La fidelidad en lo pequeño está a nuestro alcance. Nuestras jornadas suelen estar configuradas por lo que llamamos “la normalidad”: el mismo trabajo, las mismas personas, unas prácticas de piedad, la misma familia... En estas realidades ordinarias es donde debemos realizarnos como personas y crecer en santidad. «El que es fiel en lo mínimo, lo es también en lo mucho» (Lc 16,10). Es preciso realizar bien todas las cosas, con una intención recta, con el deseo de agradar a Dios, nuestro Padre; hacer las cosas por amor tiene un gran valor y nos prepara para recibir “lo verdadero”. ¡Qué bellamente lo expresaba san Josemaría!: «¿Has visto cómo levantaron aquel edificio de grandeza imponente? —Un ladrillo, y otro. Miles. Pero, uno a uno. —Y sacos de cemento, uno a uno. Y sillares, que suponen poco, ante la mole del conjunto. —Y trozos de hierro. —Y obreros que trabajan, día a día, las mismas horas... ¿Viste cómo alzaron aquel edificio de grandeza imponente?... —¡A fuerza de cosas pequeñas!».

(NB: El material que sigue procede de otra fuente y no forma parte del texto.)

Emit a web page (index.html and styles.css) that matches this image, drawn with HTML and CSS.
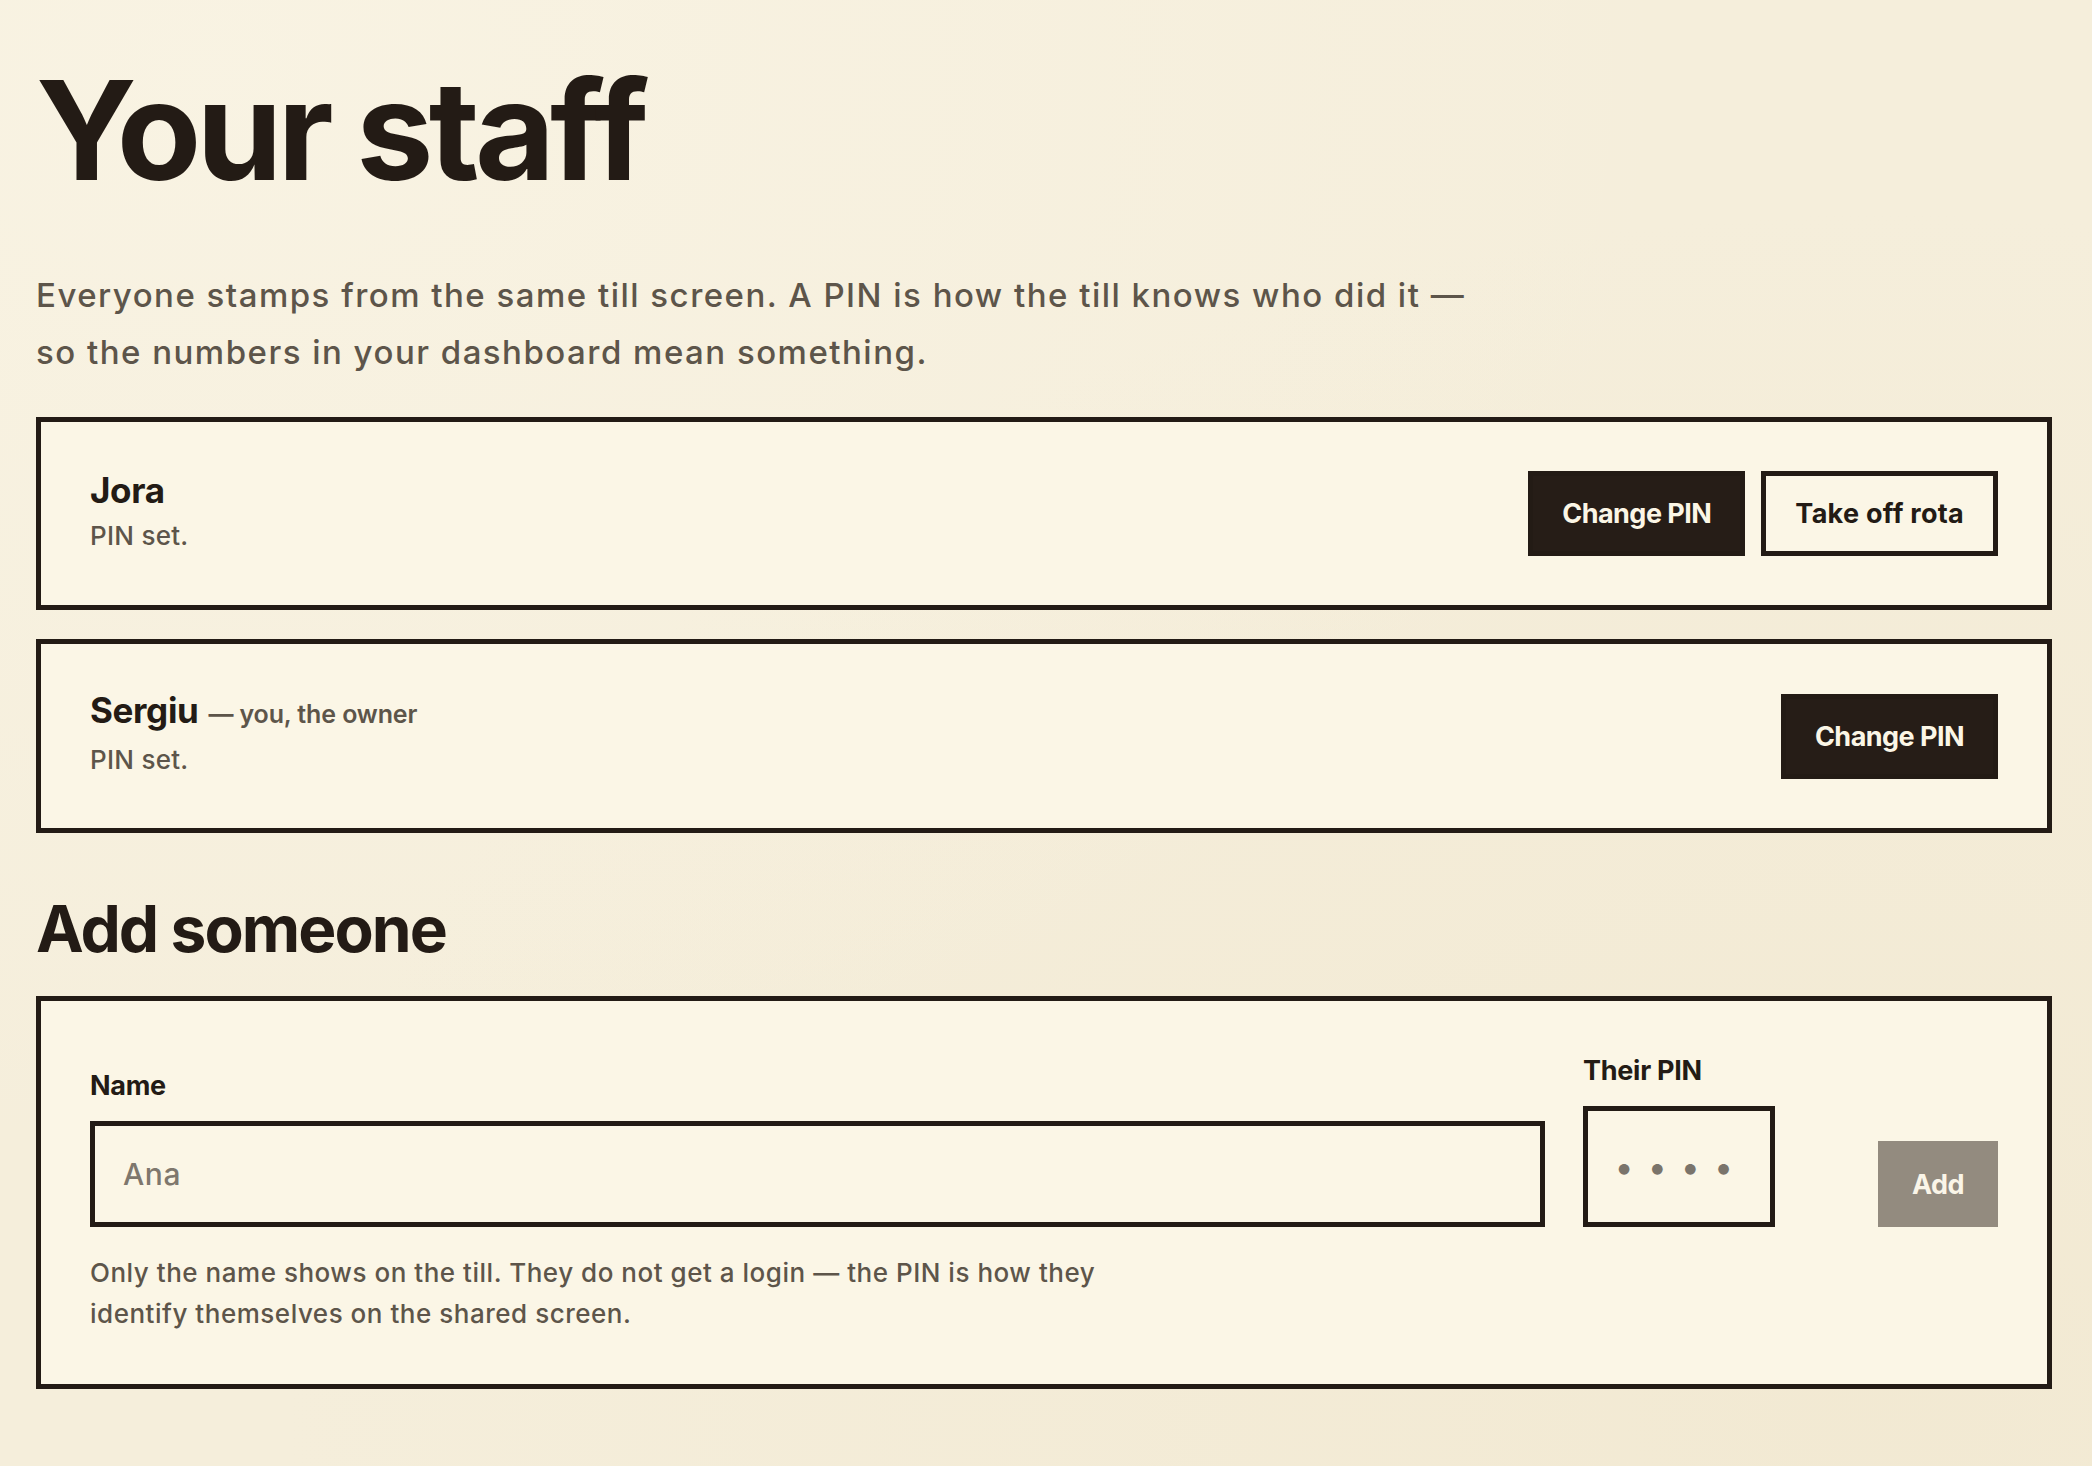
FILE: index.html
```html
<!DOCTYPE html>
<html lang="en">
<head>
<meta charset="utf-8">
<title>Your staff</title>
<link rel="stylesheet" href="styles.css">
</head>
<body>
<main class="page">
  <h1 class="title">Your staff</h1>
  <p class="lede">Everyone stamps from the same till screen. A PIN is how the till knows who did it — so the numbers in your dashboard mean something.</p>

  <ul class="staff-list">
    <li class="staff-card">
      <div class="staff-info">
        <div class="staff-name">Jora</div>
        <div class="staff-status">PIN set.</div>
      </div>
      <div class="staff-actions">
        <button class="btn btn-dark" type="button">Change PIN</button>
        <button class="btn btn-outline" type="button">Take off rota</button>
      </div>
    </li>
    <li class="staff-card">
      <div class="staff-info">
        <div class="staff-name">Sergiu <span class="staff-note">— you, the owner</span></div>
        <div class="staff-status">PIN set.</div>
      </div>
      <div class="staff-actions">
        <button class="btn btn-dark" type="button">Change PIN</button>
      </div>
    </li>
  </ul>

  <h2 class="section-title">Add someone</h2>
  <form class="add-card">
    <div class="add-row">
      <label class="field">
        <span class="field-label">Name</span>
        <input class="input input-name" type="text" placeholder="Ana">
      </label>
      <label class="field">
        <span class="field-label">Their PIN</span>
        <input class="input input-pin" type="password" placeholder="••••">
      </label>
      <button class="btn btn-add" type="submit" disabled>Add</button>
    </div>
    <p class="help">Only the name shows on the till. They do not get a login — the PIN is how they identify themselves on the shared screen.</p>
  </form>
</main>
</body>
</html>
```

FILE: styles.css
```css
* { box-sizing: border-box; }

html, body {
  margin: 0;
  padding: 0;
}

body {
  min-height: 1466px;
  background-color: #f5eedb;
  background-image:
    radial-gradient(ellipse at 10% 5%, rgba(250, 245, 230, 0.7), rgba(250, 245, 230, 0) 55%),
    radial-gradient(ellipse at 90% 95%, rgba(240, 230, 205, 0.6), rgba(240, 230, 205, 0) 60%);
  color: #231b15;
  font-family: "Inter", "Noto Sans", "Liberation Sans", sans-serif;
}

.page {
  padding: 61px 40px 60px 36px;
}

.title {
  margin: 0;
  font-size: 138px;
  line-height: 1;
  font-weight: 700;
  letter-spacing: -0.036em;
  color: #231b15;
}

.lede {
  margin: 68px 0 0;
  max-width: 1450px;
  font-size: 33px;
  line-height: 56.6px;
  font-weight: 500;
  letter-spacing: 0.045em;
  color: #5d554a;
}

.staff-list {
  list-style: none;
  margin: 37px 0 0;
  padding: 0;
  display: flex;
  flex-direction: column;
  gap: 29px;
}

.staff-card {
  display: flex;
  align-items: center;
  justify-content: space-between;
  border: 5px solid #231b15;
  background: #fbf6e6;
  padding: 49px 49px;
}

.staff-name {
  font-size: 35px;
  line-height: 34px;
  font-weight: 700;
  letter-spacing: -0.01em;
  color: #231b15;
}

.staff-note {
  font-size: 25px;
  font-weight: 600;
  letter-spacing: -0.005em;
  color: #5d554a;
  margin-left: 2px;
}

.staff-status {
  margin-top: 10px;
  font-size: 26px;
  line-height: 38px;
  font-weight: 500;
  letter-spacing: 0.01em;
  color: #5d554a;
}

.staff-actions {
  display: flex;
  gap: 16px;
}

.btn {
  font-family: inherit;
  font-size: 27px;
  font-weight: 700;
  letter-spacing: -0.02em;
  height: 85px;
  padding: 0 29px;
  border: 5px solid #231b15;
  border-radius: 0;
  cursor: pointer;
}

.btn-dark {
  background: #261d17;
  color: #fbf6e6;
}

.btn-outline {
  background: transparent;
  color: #231b15;
  letter-spacing: 0.01em;
}

.section-title {
  margin: 64px 0 0;
  font-size: 64px;
  line-height: 1;
  font-weight: 700;
  letter-spacing: -0.03em;
  color: #231b15;
}

.add-card {
  margin: 35px 0 0;
  border: 5px solid #231b15;
  background: #fbf6e6;
  padding: 50px 49px 50px;
}

.add-row {
  display: grid;
  grid-template-columns: 1fr 192px 185px;
  column-gap: 38px;
  align-items: end;
}

.field {
  display: flex;
  flex-direction: column;
}

.field-label {
  font-size: 27px;
  line-height: 40.5px;
  font-weight: 700;
  letter-spacing: -0.01em;
  color: #231b15;
  margin-bottom: 14.5px;
}

.input {
  font-family: inherit;
  font-size: 30px;
  font-weight: 500;
  color: #231b15;
  background: #fbf6e6;
  border: 5px solid #231b15;
  border-radius: 0;
  outline: none;
}

.input::placeholder {
  color: #7e776d;
  opacity: 1;
}

.input-name {
  height: 106px;
  width: 100%;
  padding: 0 28px;
  letter-spacing: 0.02em;
}

.input-pin {
  height: 121px;
  width: 192px;
  padding: 0 0 0 27px;
  font-size: 34px;
  letter-spacing: 15px;
}

.input-pin::placeholder {
  color: #7a746b;
}

.btn-add {
  justify-self: end;
  width: 120px;
  height: 86px;
  padding: 0;
  border: none;
  background: #938b7f;
  color: #faf5e8;
  cursor: default;
}

.help {
  margin: 25px 0 0;
  max-width: 1035px;
  font-size: 26px;
  line-height: 41px;
  font-weight: 500;
  letter-spacing: 0.02em;
  color: #5d554a;
}
```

Examinar bien nuestra conciencia cada noche nos ayudará a vivir con rectitud de intención y a no perder nunca de vista que Dios lo ve todo, hasta los pensamientos más ocultos, como aprendimos en el catecismo, y que lo importante es agradar en todo a Dios, nuestro Padre, a quien debemos servir por amor, teniendo en cuenta que «ningún criado puede servir a dos señores, porque aborrecerá a uno y amará al otro; o bien se entregará a uno y despreciará al otro» (Lc 16,13). Nunca lo olvidemos: «Sólo Dios es Dios» (Benedicto XVI).